• [Material provided]:
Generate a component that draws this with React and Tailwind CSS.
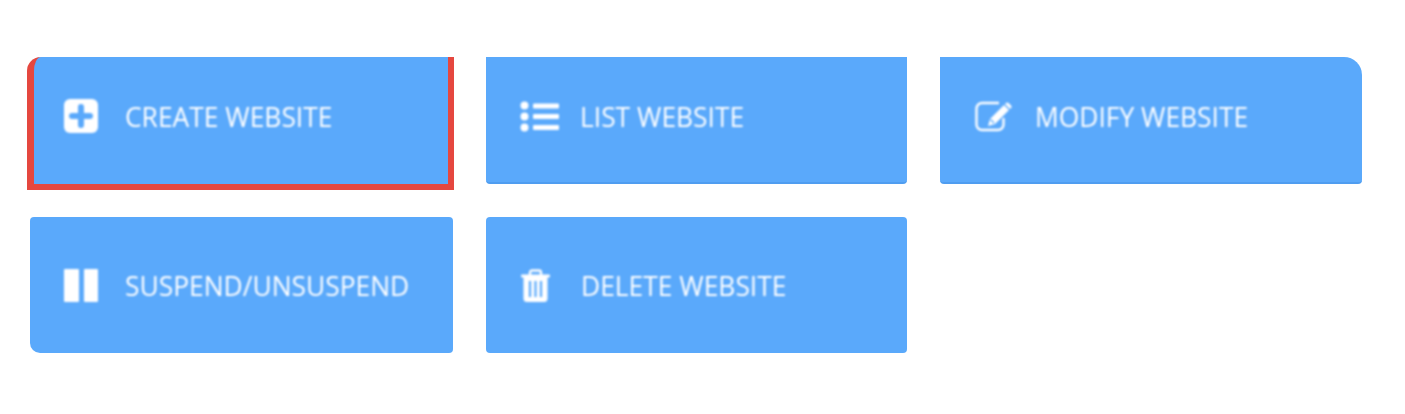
import React from 'react';

function PlusIcon() {
  return (
    <svg width="34" height="34" viewBox="0 0 34 34">
      <rect width="34" height="34" rx="6" fill="#fff" />
      <path d="M17 8v18M8 17h18" stroke="#5aa9fb" strokeWidth="6" strokeLinecap="round" />
    </svg>
  );
}

function ListIcon() {
  return (
    <svg width="39" height="31" viewBox="0 0 39 31">
      <circle cx="4.500" cy="4.500" r="4" fill="#fff" />
      <circle cx="4.500" cy="15.500" r="4" fill="#fff" />
      <circle cx="4.500" cy="26.500" r="4" fill="#fff" />
      <rect x="13" y="2.500" width="26" height="5" rx="1" fill="#fff" />
      <rect x="13" y="13" width="26" height="5" rx="1" fill="#fff" />
      <rect x="13" y="24" width="26" height="5" rx="1" fill="#fff" />
    </svg>
  );
}

function EditIcon() {
  return (
    <svg width="39" height="31" viewBox="0 0 39 31" fill="none">
      <path d="M24 2H7a5.500 5.500 0 0 0-5.500 5.500v16A5.500 5.500 0 0 0 7 29h16a5.500 5.500 0 0 0 5.500-5.500V17" stroke="#fff" strokeWidth="2.400" />
      <path d="M29 4l5 5-14 14-7 2 2-7z" fill="#fff" />
      <path d="M31 2a1.800 1.800 0 0 1 2.500 0l2.500 2.500a1.800 1.800 0 0 1 0 2.500l-1 1-5-5z" fill="#fff" />
      <path d="M15.500 18.500l3.500 3.500" stroke="#5aa9fb" strokeWidth="1.400" />
    </svg>
  );
}

function PauseIcon() {
  return (
    <svg width="34" height="33" viewBox="0 0 34 33">
      <rect width="15" height="33" rx="1" fill="#fff" />
      <rect x="20" width="14" height="33" rx="1" fill="#fff" />
    </svg>
  );
}

function TrashIcon() {
  return (
    <svg width="29" height="33" viewBox="0 0 29 33" fill="none">
      <path d="M9 7V3.500A2 2 0 0 1 11 1.500h7a2 2 0 0 1 2 2V7" stroke="#fff" strokeWidth="2.400" />
      <rect y="5.500" width="29" height="3" rx="1" fill="#fff" />
      <path d="M2.500 8h24v21.500a3.500 3.500 0 0 1-3.500 3.500H6a3.500 3.500 0 0 1-3.500-3.500z" fill="#fff" />
      <path d="M9 12v16M14.500 12v16M20 12v16" stroke="#5aa9fb" strokeWidth="2.200" />
    </svg>
  );
}

function Tile({ icon, label, className, iconWidth = 'w-[61px]' }) {
  return (
    <div className={`flex items-center bg-[#5aa9fb] ${className}`}>
      <div className={`${iconWidth} shrink-0 blur-[0.8px]`}>{icon}</div>
      <span className="mt-[2px] text-[26.4px] leading-[36px] text-white blur-[0.8px] whitespace-nowrap">{label}</span>
    </div>
  );
}

export default function App() {
  return (
    <div className="min-h-[414px] bg-white pt-[57px] pl-[30px] font-['Open_Sans',sans-serif]">
      <div className="grid grid-cols-[423px_421px_422px] grid-rows-[127px_136px] gap-x-[33px] gap-y-[33px]">
        <Tile
          icon={<PlusIcon />}
          label="CREATE WEBSITE"
          className="-ml-[3px] -mr-[1px] -mb-[6px] pl-[30px] pb-[9px] border-l-[7px] border-r-[6px] border-b-[6px] border-[#e5473f] rounded-tl-[14px]"
        />
        <Tile
          icon={<ListIcon />}
          label="LIST WEBSITE"
          iconWidth="w-[60px]"
          className="pl-[34px] pb-[7px] rounded-b-[4px] border-b-2 border-[#4f9df0]"
        />
        <Tile
          icon={<EditIcon />}
          label="MODIFY WEBSITE"
          iconWidth="w-[60px]"
          className="pl-[35px] pb-[7px] rounded-tr-[18px] rounded-b-[4px] border-b-2 border-[#4f9df0]"
        />
        <Tile icon={<PauseIcon />} label="SUSPEND/UNSUSPEND" className="pl-[34px] rounded-[4px] rounded-bl-[10px]" />
        <Tile icon={<TrashIcon />} label="DELETE WEBSITE" iconWidth="w-[60px]" className="pl-[35px] rounded-[4px]" />
      </div>
    </div>
  );
}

• [Directions]: Reproduce the material above in full, exactly, with no images.

• [Written solution]:
Generate a component that draws this with React and Tailwind CSS.
import React from 'react';

function PlusIcon() {
  return (
    <svg width="34" height="34" viewBox="0 0 34 34">
      <rect width="34" height="34" rx="6" fill="#fff" />
      <path d="M17 8v18M8 17h18" stroke="#5aa9fb" strokeWidth="6" strokeLinecap="round" />
    </svg>
  );
}

function ListIcon() {
  return (
    <svg width="39" height="31" viewBox="0 0 39 31">
      <circle cx="4.500" cy="4.500" r="4" fill="#fff" />
      <circle cx="4.500" cy="15.500" r="4" fill="#fff" />
      <circle cx="4.500" cy="26.500" r="4" fill="#fff" />
      <rect x="13" y="2.500" width="26" height="5" rx="1" fill="#fff" />
      <rect x="13" y="13" width="26" height="5" rx="1" fill="#fff" />
      <rect x="13" y="24" width="26" height="5" rx="1" fill="#fff" />
    </svg>
  );
}

function EditIcon() {
  return (
    <svg width="39" height="31" viewBox="0 0 39 31" fill="none">
      <path d="M24 2H7a5.500 5.500 0 0 0-5.500 5.500v16A5.500 5.500 0 0 0 7 29h16a5.500 5.500 0 0 0 5.500-5.500V17" stroke="#fff" strokeWidth="2.400" />
      <path d="M29 4l5 5-14 14-7 2 2-7z" fill="#fff" />
      <path d="M31 2a1.800 1.800 0 0 1 2.500 0l2.500 2.500a1.800 1.800 0 0 1 0 2.500l-1 1-5-5z" fill="#fff" />
      <path d="M15.500 18.500l3.500 3.500" stroke="#5aa9fb" strokeWidth="1.400" />
    </svg>
  );
}

function PauseIcon() {
  return (
    <svg width="34" height="33" viewBox="0 0 34 33">
      <rect width="15" height="33" rx="1" fill="#fff" />
      <rect x="20" width="14" height="33" rx="1" fill="#fff" />
    </svg>
  );
}

function TrashIcon() {
  return (
    <svg width="29" height="33" viewBox="0 0 29 33" fill="none">
      <path d="M9 7V3.500A2 2 0 0 1 11 1.500h7a2 2 0 0 1 2 2V7" stroke="#fff" strokeWidth="2.400" />
      <rect y="5.500" width="29" height="3" rx="1" fill="#fff" />
      <path d="M2.500 8h24v21.500a3.500 3.500 0 0 1-3.500 3.500H6a3.500 3.500 0 0 1-3.500-3.500z" fill="#fff" />
      <path d="M9 12v16M14.500 12v16M20 12v16" stroke="#5aa9fb" strokeWidth="2.200" />
    </svg>
  );
}

function Tile({ icon, label, className, iconWidth = 'w-[61px]' }) {
  return (
    <div className={`flex items-center bg-[#5aa9fb] ${className}`}>
      <div className={`${iconWidth} shrink-0 blur-[0.8px]`}>{icon}</div>
      <span className="mt-[2px] text-[26.4px] leading-[36px] text-white blur-[0.8px] whitespace-nowrap">{label}</span>
    </div>
  );
}

export default function App() {
  return (
    <div className="min-h-[414px] bg-white pt-[57px] pl-[30px] font-['Open_Sans',sans-serif]">
      <div className="grid grid-cols-[423px_421px_422px] grid-rows-[127px_136px] gap-x-[33px] gap-y-[33px]">
        <Tile
          icon={<PlusIcon />}
          label="CREATE WEBSITE"
          className="-ml-[3px] -mr-[1px] -mb-[6px] pl-[30px] pb-[9px] border-l-[7px] border-r-[6px] border-b-[6px] border-[#e5473f] rounded-tl-[14px]"
        />
        <Tile
          icon={<ListIcon />}
          label="LIST WEBSITE"
          iconWidth="w-[60px]"
          className="pl-[34px] pb-[7px] rounded-b-[4px] border-b-2 border-[#4f9df0]"
        />
        <Tile
          icon={<EditIcon />}
          label="MODIFY WEBSITE"
          iconWidth="w-[60px]"
          className="pl-[35px] pb-[7px] rounded-tr-[18px] rounded-b-[4px] border-b-2 border-[#4f9df0]"
        />
        <Tile icon={<PauseIcon />} label="SUSPEND/UNSUSPEND" className="pl-[34px] rounded-[4px] rounded-bl-[10px]" />
        <Tile icon={<TrashIcon />} label="DELETE WEBSITE" iconWidth="w-[60px]" className="pl-[35px] rounded-[4px]" />
      </div>
    </div>
  );
}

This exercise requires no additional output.